▶ **To be done**
In your copy, include every line of the listing below exactly but none of the pictures.

______________________________

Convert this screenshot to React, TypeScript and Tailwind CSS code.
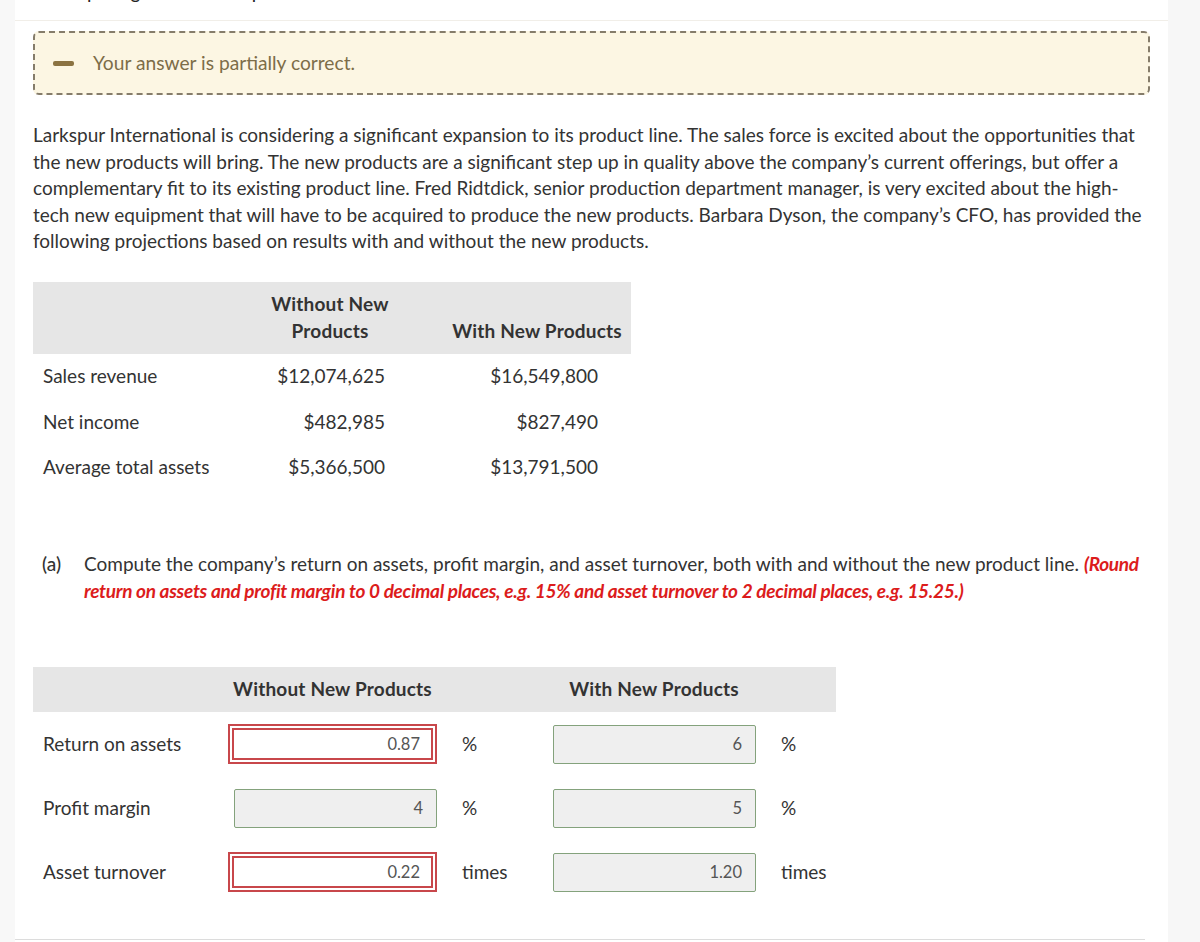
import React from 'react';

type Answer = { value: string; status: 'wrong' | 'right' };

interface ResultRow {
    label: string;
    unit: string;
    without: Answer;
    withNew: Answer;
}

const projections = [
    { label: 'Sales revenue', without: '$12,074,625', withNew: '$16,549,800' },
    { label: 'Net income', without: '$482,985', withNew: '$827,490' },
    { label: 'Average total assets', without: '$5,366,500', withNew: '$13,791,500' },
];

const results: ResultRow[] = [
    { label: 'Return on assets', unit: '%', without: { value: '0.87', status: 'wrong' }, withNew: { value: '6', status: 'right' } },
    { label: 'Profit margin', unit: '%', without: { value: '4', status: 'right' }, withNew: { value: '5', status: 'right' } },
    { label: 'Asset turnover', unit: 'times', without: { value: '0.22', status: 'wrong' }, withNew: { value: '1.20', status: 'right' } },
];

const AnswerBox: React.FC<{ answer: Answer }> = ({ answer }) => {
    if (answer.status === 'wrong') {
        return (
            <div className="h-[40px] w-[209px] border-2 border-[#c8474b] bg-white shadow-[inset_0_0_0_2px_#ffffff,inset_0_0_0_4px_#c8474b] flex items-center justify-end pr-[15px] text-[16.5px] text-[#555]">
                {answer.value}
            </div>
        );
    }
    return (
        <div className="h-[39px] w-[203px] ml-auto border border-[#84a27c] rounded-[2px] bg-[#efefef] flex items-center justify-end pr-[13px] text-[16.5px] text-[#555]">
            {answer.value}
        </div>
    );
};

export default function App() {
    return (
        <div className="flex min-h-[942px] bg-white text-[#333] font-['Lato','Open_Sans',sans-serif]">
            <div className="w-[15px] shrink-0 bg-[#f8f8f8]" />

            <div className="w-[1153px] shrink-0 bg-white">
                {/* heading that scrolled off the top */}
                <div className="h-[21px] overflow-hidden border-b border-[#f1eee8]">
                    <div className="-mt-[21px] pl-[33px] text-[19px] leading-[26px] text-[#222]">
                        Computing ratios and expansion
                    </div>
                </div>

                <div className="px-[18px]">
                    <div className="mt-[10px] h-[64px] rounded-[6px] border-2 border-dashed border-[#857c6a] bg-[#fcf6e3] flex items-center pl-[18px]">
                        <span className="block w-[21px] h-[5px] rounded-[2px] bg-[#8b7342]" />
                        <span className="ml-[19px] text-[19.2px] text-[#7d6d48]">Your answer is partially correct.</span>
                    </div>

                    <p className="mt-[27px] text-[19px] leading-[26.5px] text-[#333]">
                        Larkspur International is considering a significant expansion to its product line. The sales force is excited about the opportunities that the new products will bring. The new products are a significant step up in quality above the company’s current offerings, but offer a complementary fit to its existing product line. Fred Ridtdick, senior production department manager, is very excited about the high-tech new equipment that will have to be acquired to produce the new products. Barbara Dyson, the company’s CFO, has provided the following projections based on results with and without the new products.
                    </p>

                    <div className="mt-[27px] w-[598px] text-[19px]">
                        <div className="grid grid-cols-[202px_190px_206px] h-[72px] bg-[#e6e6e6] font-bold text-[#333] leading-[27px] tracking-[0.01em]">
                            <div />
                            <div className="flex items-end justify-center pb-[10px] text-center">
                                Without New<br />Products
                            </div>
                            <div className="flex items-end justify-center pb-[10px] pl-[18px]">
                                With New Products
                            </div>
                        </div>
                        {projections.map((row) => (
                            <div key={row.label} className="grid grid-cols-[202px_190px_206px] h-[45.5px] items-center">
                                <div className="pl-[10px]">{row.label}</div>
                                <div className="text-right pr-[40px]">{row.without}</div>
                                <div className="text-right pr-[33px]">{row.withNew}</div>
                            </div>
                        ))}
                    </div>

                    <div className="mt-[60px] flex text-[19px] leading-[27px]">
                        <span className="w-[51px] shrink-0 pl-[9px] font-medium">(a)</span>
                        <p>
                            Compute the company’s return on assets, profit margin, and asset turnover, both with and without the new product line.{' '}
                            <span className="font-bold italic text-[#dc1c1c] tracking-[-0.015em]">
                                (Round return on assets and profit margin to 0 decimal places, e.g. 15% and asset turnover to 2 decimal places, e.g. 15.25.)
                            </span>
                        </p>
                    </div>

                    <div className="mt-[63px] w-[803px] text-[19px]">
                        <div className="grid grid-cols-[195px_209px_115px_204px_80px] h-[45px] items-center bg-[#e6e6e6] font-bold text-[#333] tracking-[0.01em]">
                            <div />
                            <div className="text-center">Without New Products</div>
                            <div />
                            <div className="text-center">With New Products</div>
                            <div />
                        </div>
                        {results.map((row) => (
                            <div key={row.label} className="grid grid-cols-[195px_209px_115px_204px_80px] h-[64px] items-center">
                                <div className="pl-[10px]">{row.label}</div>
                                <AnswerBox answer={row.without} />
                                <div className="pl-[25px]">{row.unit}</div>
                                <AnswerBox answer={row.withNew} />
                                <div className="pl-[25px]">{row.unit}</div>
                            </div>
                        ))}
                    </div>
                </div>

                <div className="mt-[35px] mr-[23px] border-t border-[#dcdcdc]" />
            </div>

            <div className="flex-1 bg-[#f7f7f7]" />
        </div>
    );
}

______________________________

▶ **Response to the exercise**
Convert this screenshot to React, TypeScript and Tailwind CSS code.
import React from 'react';

type Answer = { value: string; status: 'wrong' | 'right' };

interface ResultRow {
    label: string;
    unit: string;
    without: Answer;
    withNew: Answer;
}

const projections = [
    { label: 'Sales revenue', without: '$12,074,625', withNew: '$16,549,800' },
    { label: 'Net income', without: '$482,985', withNew: '$827,490' },
    { label: 'Average total assets', without: '$5,366,500', withNew: '$13,791,500' },
];

const results: ResultRow[] = [
    { label: 'Return on assets', unit: '%', without: { value: '0.87', status: 'wrong' }, withNew: { value: '6', status: 'right' } },
    { label: 'Profit margin', unit: '%', without: { value: '4', status: 'right' }, withNew: { value: '5', status: 'right' } },
    { label: 'Asset turnover', unit: 'times', without: { value: '0.22', status: 'wrong' }, withNew: { value: '1.20', status: 'right' } },
];

const AnswerBox: React.FC<{ answer: Answer }> = ({ answer }) => {
    if (answer.status === 'wrong') {
        return (
            <div className="h-[40px] w-[209px] border-2 border-[#c8474b] bg-white shadow-[inset_0_0_0_2px_#ffffff,inset_0_0_0_4px_#c8474b] flex items-center justify-end pr-[15px] text-[16.5px] text-[#555]">
                {answer.value}
            </div>
        );
    }
    return (
        <div className="h-[39px] w-[203px] ml-auto border border-[#84a27c] rounded-[2px] bg-[#efefef] flex items-center justify-end pr-[13px] text-[16.5px] text-[#555]">
            {answer.value}
        </div>
    );
};

export default function App() {
    return (
        <div className="flex min-h-[942px] bg-white text-[#333] font-['Lato','Open_Sans',sans-serif]">
            <div className="w-[15px] shrink-0 bg-[#f8f8f8]" />

            <div className="w-[1153px] shrink-0 bg-white">
                {/* heading that scrolled off the top */}
                <div className="h-[21px] overflow-hidden border-b border-[#f1eee8]">
                    <div className="-mt-[21px] pl-[33px] text-[19px] leading-[26px] text-[#222]">
                        Computing ratios and expansion
                    </div>
                </div>

                <div className="px-[18px]">
                    <div className="mt-[10px] h-[64px] rounded-[6px] border-2 border-dashed border-[#857c6a] bg-[#fcf6e3] flex items-center pl-[18px]">
                        <span className="block w-[21px] h-[5px] rounded-[2px] bg-[#8b7342]" />
                        <span className="ml-[19px] text-[19.2px] text-[#7d6d48]">Your answer is partially correct.</span>
                    </div>

                    <p className="mt-[27px] text-[19px] leading-[26.5px] text-[#333]">
                        Larkspur International is considering a significant expansion to its product line. The sales force is excited about the opportunities that the new products will bring. The new products are a significant step up in quality above the company’s current offerings, but offer a complementary fit to its existing product line. Fred Ridtdick, senior production department manager, is very excited about the high-tech new equipment that will have to be acquired to produce the new products. Barbara Dyson, the company’s CFO, has provided the following projections based on results with and without the new products.
                    </p>

                    <div className="mt-[27px] w-[598px] text-[19px]">
                        <div className="grid grid-cols-[202px_190px_206px] h-[72px] bg-[#e6e6e6] font-bold text-[#333] leading-[27px] tracking-[0.01em]">
                            <div />
                            <div className="flex items-end justify-center pb-[10px] text-center">
                                Without New<br />Products
                            </div>
                            <div className="flex items-end justify-center pb-[10px] pl-[18px]">
                                With New Products
                            </div>
                        </div>
                        {projections.map((row) => (
                            <div key={row.label} className="grid grid-cols-[202px_190px_206px] h-[45.5px] items-center">
                                <div className="pl-[10px]">{row.label}</div>
                                <div className="text-right pr-[40px]">{row.without}</div>
                                <div className="text-right pr-[33px]">{row.withNew}</div>
                            </div>
                        ))}
                    </div>

                    <div className="mt-[60px] flex text-[19px] leading-[27px]">
                        <span className="w-[51px] shrink-0 pl-[9px] font-medium">(a)</span>
                        <p>
                            Compute the company’s return on assets, profit margin, and asset turnover, both with and without the new product line.{' '}
                            <span className="font-bold italic text-[#dc1c1c] tracking-[-0.015em]">
                                (Round return on assets and profit margin to 0 decimal places, e.g. 15% and asset turnover to 2 decimal places, e.g. 15.25.)
                            </span>
                        </p>
                    </div>

                    <div className="mt-[63px] w-[803px] text-[19px]">
                        <div className="grid grid-cols-[195px_209px_115px_204px_80px] h-[45px] items-center bg-[#e6e6e6] font-bold text-[#333] tracking-[0.01em]">
                            <div />
                            <div className="text-center">Without New Products</div>
                            <div />
                            <div className="text-center">With New Products</div>
                            <div />
                        </div>
                        {results.map((row) => (
                            <div key={row.label} className="grid grid-cols-[195px_209px_115px_204px_80px] h-[64px] items-center">
                                <div className="pl-[10px]">{row.label}</div>
                                <AnswerBox answer={row.without} />
                                <div className="pl-[25px]">{row.unit}</div>
                                <AnswerBox answer={row.withNew} />
                                <div className="pl-[25px]">{row.unit}</div>
                            </div>
                        ))}
                    </div>
                </div>

                <div className="mt-[35px] mr-[23px] border-t border-[#dcdcdc]" />
            </div>

            <div className="flex-1 bg-[#f7f7f7]" />
        </div>
    );
}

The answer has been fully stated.